Powering the watch itself is a movement made not of brass, or even the more common German silver. Instead, the movement is made of 18-karat gold, a metal known not just for its high price and warm luster, but also for its relative ductility. While technically softer than brass, gold movement components are actually more difficult to machine using modern CNC devices. They’re also nearly impossible to finish with conventional watchmaking tools. The metal wants to stick to the business end of many of the traditional instruments of watchmakers. Parmigiani responded to this challenge by developing a new finishing process specific to its gold movements, which are rare but not entirely new to the range. (The Parmigiani Tonda Chronographe Anniversaire from last year, launched to celebrate the company’s 20th birthday, used this same process.)
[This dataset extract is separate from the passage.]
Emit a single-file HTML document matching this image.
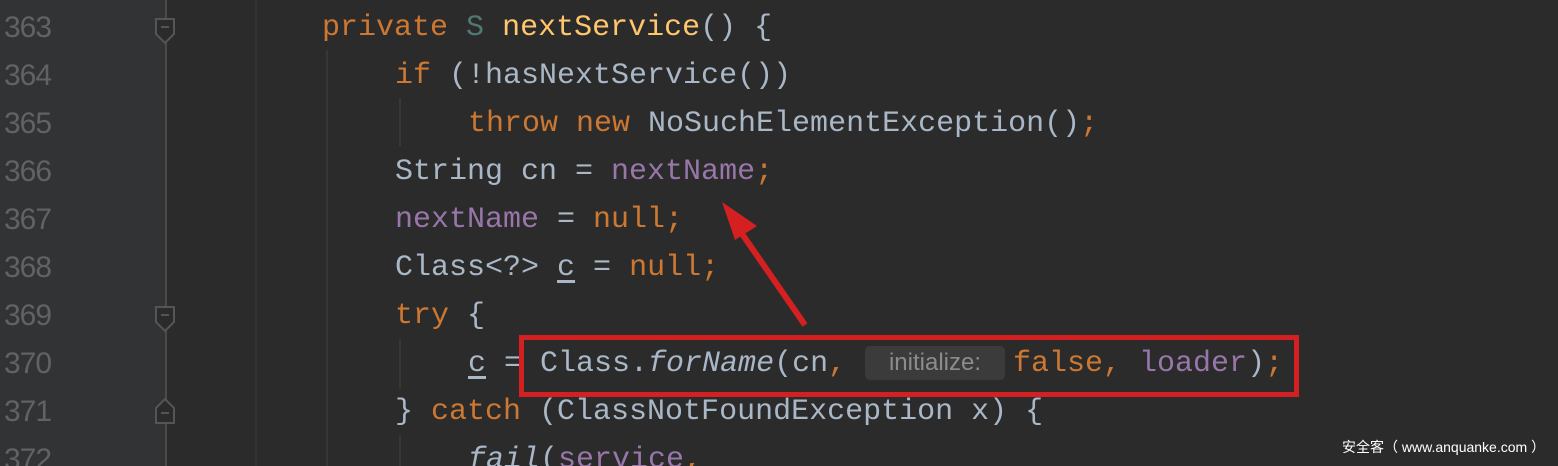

On the dial side, the Ovale Pantographe Or has a sophisticated “barley corn” pattern that’s been fitted with applied indices. These raised markers, which replace the transfer-printed ones of the first-iteration Pantographe, represent a triumph over a technical stumbling block. Initially, raised numerals were always part of the watch’s plan. But during the prototype stage, Parmigiani found that the hands caught on the markers, hampering precision. After years of work on the problem, Parmigiani can now estimate the displacement of the telescopic hands during shocks. The fact that the company makes its own hands is already a distinction that puts it in rare company. That it would take on such a complex project as the Ovale Pantographe’s hands in-house is a telling statement about the values of the manufacture.
And though Parmigiani crafts at least 95 percent of its components within its own facilities, some things, like leather straps, are best left to outside experts. For these, Parmigiani calls on the master of all things tanned and stitched, Hermès, as one of its few outside suppliers. It’s a friendly partnership that goes both ways: the Paris house purchased a minority stake in Parmigiani’s Vaucher factory, whence its own high-end watch movements come.